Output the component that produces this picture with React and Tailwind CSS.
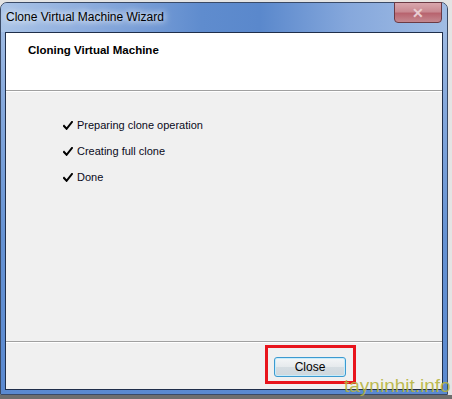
import React from "react";

function Check() {
  return (
    <svg width="10" height="9" viewBox="0 0 10 9" className="shrink-0">
      <path d="M1 5 L3.6 7.8 L9 1" fill="none" stroke="#000" strokeWidth="2" strokeLinecap="square" />
    </svg>
  );
}

export default function App() {
  const ui = { fontFamily: '"Liberation Sans", Arial, sans-serif' };
  return (
    <div className="relative w-[452px] h-[399px] overflow-hidden bg-[#e4e4e4]" style={ui}>
      <div className="absolute left-0 right-0 bottom-0 h-[4px] bg-[#6e6e6e]" />
      <div className="w-[448px] h-[395px] pt-[2px]">
        <div className="relative flex flex-col h-[393px] rounded-t-[7px] border border-[#3a4a66] bg-[linear-gradient(180deg,#a7c1e6_0%,#86a9dc_25%,#6592d3_60%,#5a89d0_100%)] px-[4px] pb-[4px]">
          <div className="flex h-[29px] items-start justify-between -mx-[4px] px-[5px] rounded-t-[6px] bg-[linear-gradient(90deg,#aac4e7_0%,#88a9dc_22%,#5f8cce_45%,#5a88cc_58%,#86a8dc_78%,#a0bce4_100%)]">
            <div className="pt-[7px] text-[12px] leading-[15px] text-black [text-shadow:0_0_6px_#fff,0_0_10px_#fff]">
              Clone Virtual Machine Wizard
            </div>
            <div className="mt-[-1px] flex h-[21px] w-[48px] items-center justify-center rounded-b-[4px] border border-[#6b3a44] bg-[linear-gradient(180deg,#d9a7ad_0%,#c98a92_45%,#b8646f_55%,#c58890_100%)]">
              <span className="text-[14px] font-bold leading-none text-[#e9cdd1]">✕</span>
            </div>
          </div>
          <div className="flex flex-1 flex-col border border-[#1f2e4a] bg-[#f0f0f0]">
            <div className="h-[57px] bg-white pl-[22px] pt-[10px]">
              <div className="text-[11.5px] font-bold leading-[14px] text-black">Cloning Virtual Machine</div>
            </div>
            <div className="h-px bg-[#a0a0a0]" />
            <div className="h-px bg-white" />
            <div className="flex flex-1 flex-col gap-[12px] pl-[57px] pt-[26px]">
              <div className="flex items-center gap-[4px] text-[11px] leading-[14px] text-[#0a0a1a]">
                <Check />
                <span>Preparing clone operation</span>
              </div>
              <div className="flex items-center gap-[4px] text-[11px] leading-[14px] text-[#0a0a1a]">
                <Check />
                <span>Creating full clone</span>
              </div>
              <div className="flex items-center gap-[4px] text-[11px] leading-[14px] text-[#0a0a1a]">
                <Check />
                <span>Done</span>
              </div>
            </div>
            <div className="h-px bg-[#a0a0a0]" />
            <div className="h-px bg-white" />
            <div className="flex h-[46px] items-start justify-end pr-[86px] pt-[2px]">
              <div className="border-[3px] border-[#e8141c] pl-[6px] pr-[7px] pt-[9px] pb-[4px]">
                <button className="flex h-[20px] w-[72px] items-center justify-center rounded-[3px] border border-[#3c9ad0] bg-[linear-gradient(180deg,#f4f6f7_0%,#e6eaed_48%,#d5dde2_52%,#cfd7dd_100%)] text-[12px] text-black shadow-[inset_0_0_0_1px_#c7ecfb]">
                  Close
                </button>
              </div>
            </div>
          </div>
        </div>
      </div>
      <div className="pointer-events-none absolute left-[344px] top-[375px] text-[19px] leading-[22px] text-[#b5b33c]/90">
        tayninhit.info
      </div>
    </div>
  );
}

» **Stated task**:
Working from the lines above, reproduce the material exactly and exclude its pictures.

» **Solved exercise**:
Output the component that produces this picture with React and Tailwind CSS.
import React from "react";

function Check() {
  return (
    <svg width="10" height="9" viewBox="0 0 10 9" className="shrink-0">
      <path d="M1 5 L3.6 7.8 L9 1" fill="none" stroke="#000" strokeWidth="2" strokeLinecap="square" />
    </svg>
  );
}

export default function App() {
  const ui = { fontFamily: '"Liberation Sans", Arial, sans-serif' };
  return (
    <div className="relative w-[452px] h-[399px] overflow-hidden bg-[#e4e4e4]" style={ui}>
      <div className="absolute left-0 right-0 bottom-0 h-[4px] bg-[#6e6e6e]" />
      <div className="w-[448px] h-[395px] pt-[2px]">
        <div className="relative flex flex-col h-[393px] rounded-t-[7px] border border-[#3a4a66] bg-[linear-gradient(180deg,#a7c1e6_0%,#86a9dc_25%,#6592d3_60%,#5a89d0_100%)] px-[4px] pb-[4px]">
          <div className="flex h-[29px] items-start justify-between -mx-[4px] px-[5px] rounded-t-[6px] bg-[linear-gradient(90deg,#aac4e7_0%,#88a9dc_22%,#5f8cce_45%,#5a88cc_58%,#86a8dc_78%,#a0bce4_100%)]">
            <div className="pt-[7px] text-[12px] leading-[15px] text-black [text-shadow:0_0_6px_#fff,0_0_10px_#fff]">
              Clone Virtual Machine Wizard
            </div>
            <div className="mt-[-1px] flex h-[21px] w-[48px] items-center justify-center rounded-b-[4px] border border-[#6b3a44] bg-[linear-gradient(180deg,#d9a7ad_0%,#c98a92_45%,#b8646f_55%,#c58890_100%)]">
              <span className="text-[14px] font-bold leading-none text-[#e9cdd1]">✕</span>
            </div>
          </div>
          <div className="flex flex-1 flex-col border border-[#1f2e4a] bg-[#f0f0f0]">
            <div className="h-[57px] bg-white pl-[22px] pt-[10px]">
              <div className="text-[11.5px] font-bold leading-[14px] text-black">Cloning Virtual Machine</div>
            </div>
            <div className="h-px bg-[#a0a0a0]" />
            <div className="h-px bg-white" />
            <div className="flex flex-1 flex-col gap-[12px] pl-[57px] pt-[26px]">
              <div className="flex items-center gap-[4px] text-[11px] leading-[14px] text-[#0a0a1a]">
                <Check />
                <span>Preparing clone operation</span>
              </div>
              <div className="flex items-center gap-[4px] text-[11px] leading-[14px] text-[#0a0a1a]">
                <Check />
                <span>Creating full clone</span>
              </div>
              <div className="flex items-center gap-[4px] text-[11px] leading-[14px] text-[#0a0a1a]">
                <Check />
                <span>Done</span>
              </div>
            </div>
            <div className="h-px bg-[#a0a0a0]" />
            <div className="h-px bg-white" />
            <div className="flex h-[46px] items-start justify-end pr-[86px] pt-[2px]">
              <div className="border-[3px] border-[#e8141c] pl-[6px] pr-[7px] pt-[9px] pb-[4px]">
                <button className="flex h-[20px] w-[72px] items-center justify-center rounded-[3px] border border-[#3c9ad0] bg-[linear-gradient(180deg,#f4f6f7_0%,#e6eaed_48%,#d5dde2_52%,#cfd7dd_100%)] text-[12px] text-black shadow-[inset_0_0_0_1px_#c7ecfb]">
                  Close
                </button>
              </div>
            </div>
          </div>
        </div>
      </div>
      <div className="pointer-events-none absolute left-[344px] top-[375px] text-[19px] leading-[22px] text-[#b5b33c]/90">
        tayninhit.info
      </div>
    </div>
  );
}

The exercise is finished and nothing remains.